Infracost permet d’avoir une estimation des coûts mensuels d’une infrasctructure cloud avant même de la déployer.

Comment ça fonctionne ? C’est très simple, Infracost va venir dans votre repo analyser votre IaC. Plus de 1000 ressources AWS, Azure et GCP sont déjà supportés. Le seul outil d’IaC supporté pour le moment est Terraform.

Setup

Nous allons voir deux implémentations possibles d’Infracost. La première avec une installation locale pour une utilisation en CLI, et la seconde intégrée dans une chaîne de CI/CD Gitlab CI.

Pour commencer vous devez suivre les instructions de mise en place décrites ici en fonction de votre système d’exploitation. Ceci se résume en deux étapes:

  • Installer la CLI infracost localement
  • Récupérer une API KEY

Cette dernière permet à Infracost de contacter son API pour récupérer les tarifs des différentes ressources.

Passons maintenant à son utilisation.

CLI

Une fois installé, vous pouvez lancer la commande suivante en spécifiant le path vers votre répertoire d’IaC. Infracost vous donnera une estimation du coût de l’infrastructure gérée par ce code.

infracost breakdown --path iac

Voici un exemple de résultat de cette commande :

On peut y voir la liste des ressources coûteuses qui seront ou sont déployées par ce code, leur coût ainsi que le total. On voit également qu’il y a des ressources gratuites. Il est possible de les lister en ajoutant le flag “–show-skipped” à la commande. Dans ce cas précis nous avons par exemple un “aws_iam_role”.

CI/CD

Voyons maintenant comment intégrer cet outil dans votre chaîne de CI/CD. Il est possible de l’utiliser comme en CLI pour estimer les coûts globaux d’une infra au niveau d’une branche de feature ou de la branche principale par exemple, mais c’est sur les Merge Requests (MR) qu’infracost devient vraiment intéressant en CI. 

Le job Infracost sur MR permet d’estimer les coûts supplémentaires qu’apportent des changements dans l’infrastructure avant qu’il ne soient “merged” sur la branche principale.
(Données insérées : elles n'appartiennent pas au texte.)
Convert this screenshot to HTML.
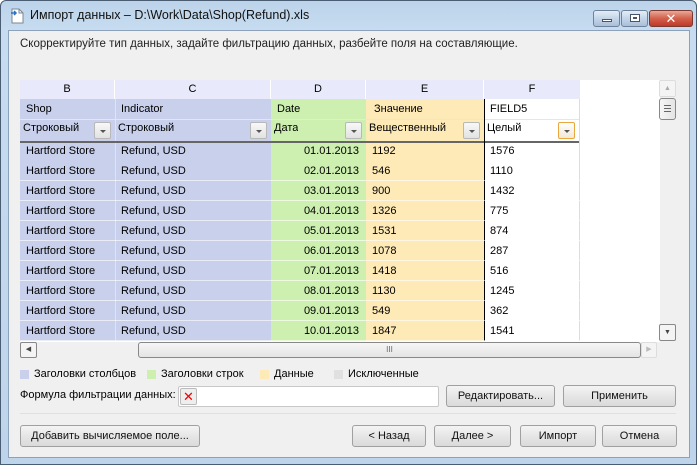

Ce job va poster un récapitulatif en commentaire de cette MR, ce qui donne une vision plus rapide et “user friendly” que celle fournie dans les logs de la commande. 

Passons tout de suite à l’implémentation de ce job :

infracost:merge-request-checks:
 stage: infracost
 image:
   name: infracost/infracost:ci-0.10
   entrypoint: [""]
 script:
   - git clone $CI_REPOSITORY_URL --branch=$CI_MERGE_REQUEST_TARGET_BRANCH_NAME --single-branch /tmp/base
   # Generate an Infracost cost snapshot from the comparison branch, so that Infracost can compare the cost difference.
   - |
     infracost breakdown --path=/tmp/base/${TF_ROOT} \
                         --format=json \
                         --out-file=infracost-base.json


   # Generate an Infracost diff and save it to a JSON file.
   - |
     infracost diff --path=${TF_ROOT} \
                    --compare-to=infracost-base.json \
                    --format=json \
                    --out-file=infracost.json
   - |
     infracost comment gitlab --path=infracost.json \
                              --repo=$CI_PROJECT_PATH \
                              --merge-request=$CI_MERGE_REQUEST_IID \
                              --gitlab-server-url=$CI_SERVER_URL \
                              --gitlab-token=$GITLAB_TOKEN \
                              --behavior=update
 variables:
   GITLAB_TOKEN: $GITLAB_TOKEN
 rules:
   - if: '$CI_PIPELINE_SOURCE == "merge_request_event"'

Ici le job va dans un premier temps cloner la branche cible de la MR dans un répertoire temporaire, faire une estimation des coûts actuels et stocker le résultat dans un fichier nommé “infracost-base.json”. Ensuite infracost va venir comparer le résultat avec avec la branche source de la MR et en tirer la différence de coûts. Pour finir, le résultat est envoyé dans un commentaire de la MR.

Voici ce que cela nous donne :

Ici on voit donc que les changements de cette merge request vont apporter un surcoût de 272$ à mon infrastructure. On y voit aussi le nouveau coût mensuel.

Conclusion

L’adoption d’une approche CI/CD dans vos projets de développement cloud est essentielle et offre une voie prometteuse vers l’amélioration continue du développement et de la sécurité de votre application. La liste des outils abordés aujourd’hui ne représente que ceux avec lesquels j’ai eu l’habitude de travailler

Il existe bien sûr énormément d’outils open source intéressants à mettre en place mais avec cette liste vous avez une bonne base utilisable sur tous vos projets pour vous lancer.

J’espère que cet article vous donnera des idées pour vos futures chaînes de CI/CD.